Myanmar – the Golden Land – has been on my must-visit list since the ‘70s when friends posted to the then Burma returned with rapturous reports of delightful people and a rich, captivating culture. The loosening in recent years of the generals’ political grip, the release of Aung San Suu Kyi from house arrest and my new-found freedom from the shackles of work combined to create opportunity and impetus to tour this past month.
It’s fascinating to witness the early stages of a country, locked away for so many decades, emerging blinking into the 21st century. A bit like watching the protagonist Daniel Holden in the current SBS series Rectify reacquaint himself with the modern world after almost 20 years in prison. You get the picture before even arriving at Yangon’s Mingladon Airport. Descending over the dark countryside you’re aware of the paucity of development, especially after the incandescent high-rise intensity of Singapore.
But there’s a genuine charm in experiencing a pre-high-rise city. For the new arrival Yangon’s darkened, low-rise cityscape affords the perfect view of the glittering, illuminated golden spire of the spectacular Shwedagon Pagoda which dominates the horizon. Obviously the city’s citizens, to whom the pagoda is precious, appreciate its uninterrupted dominance because when developers wanted to build a high-rise nearby there was a great outcry and the project was abandoned.
The so-far undeveloped charm of Yangon allows the city to have a lush, green air with an abundance of trees, parks and water. Markets laden with fresh fruit and vegetables, and an profusion of locally made produce and merchandise, still abound. So much more interesting than supermarkets and department stores. But city blocks are being razed and it’s obvious the developers are moving in.
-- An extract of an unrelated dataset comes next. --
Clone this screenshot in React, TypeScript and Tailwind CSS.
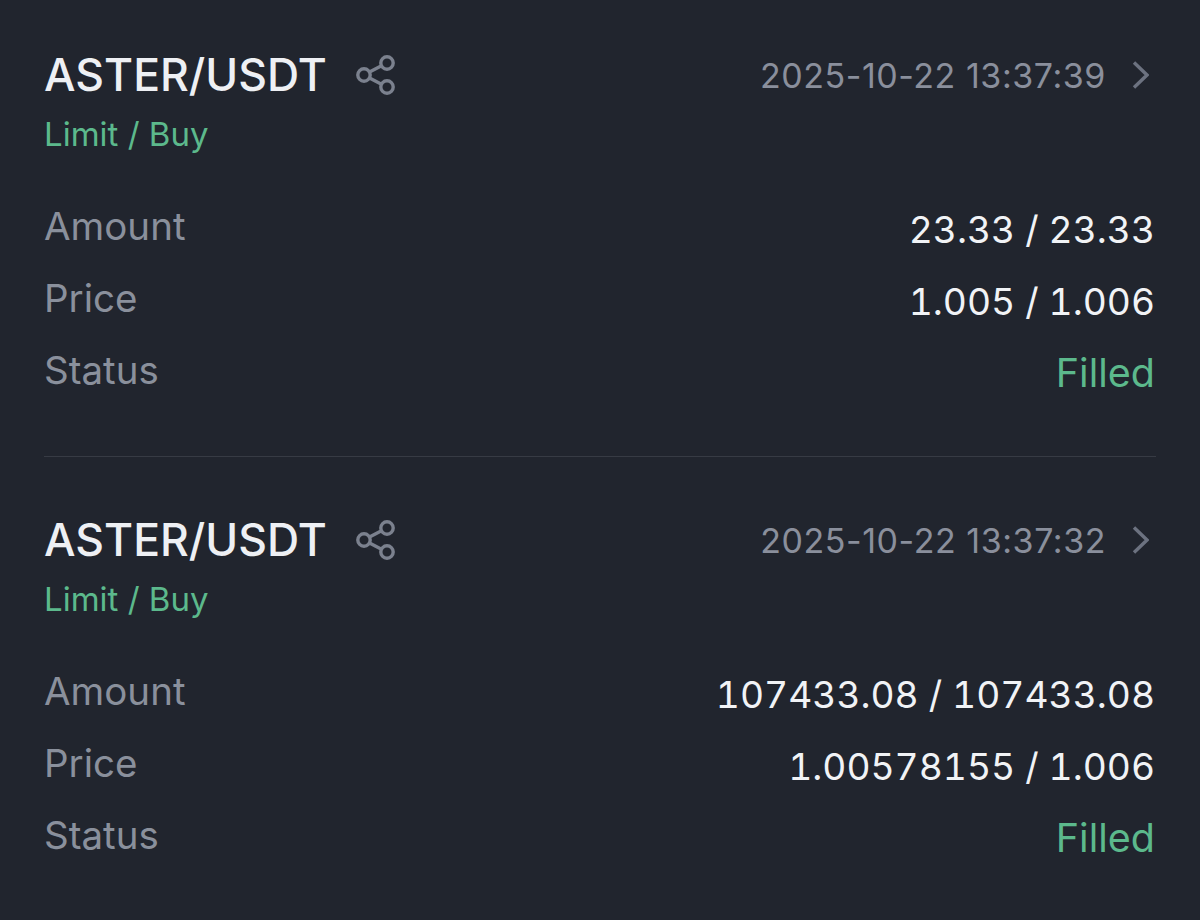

Development will obviously bring advantages such as a 21st century internet, and telephone and banking systems. Before visiting we were advised that ATMs did not exist. Yet already that advice is becoming out of date as machines pop up around the country, particularly in tourist hot spots. Credit card use is also virtually impossible but once the internet improves that should be rectified. Then the Burmese will be able to enjoy trying to keep the credit card debt in check just like the rest of us!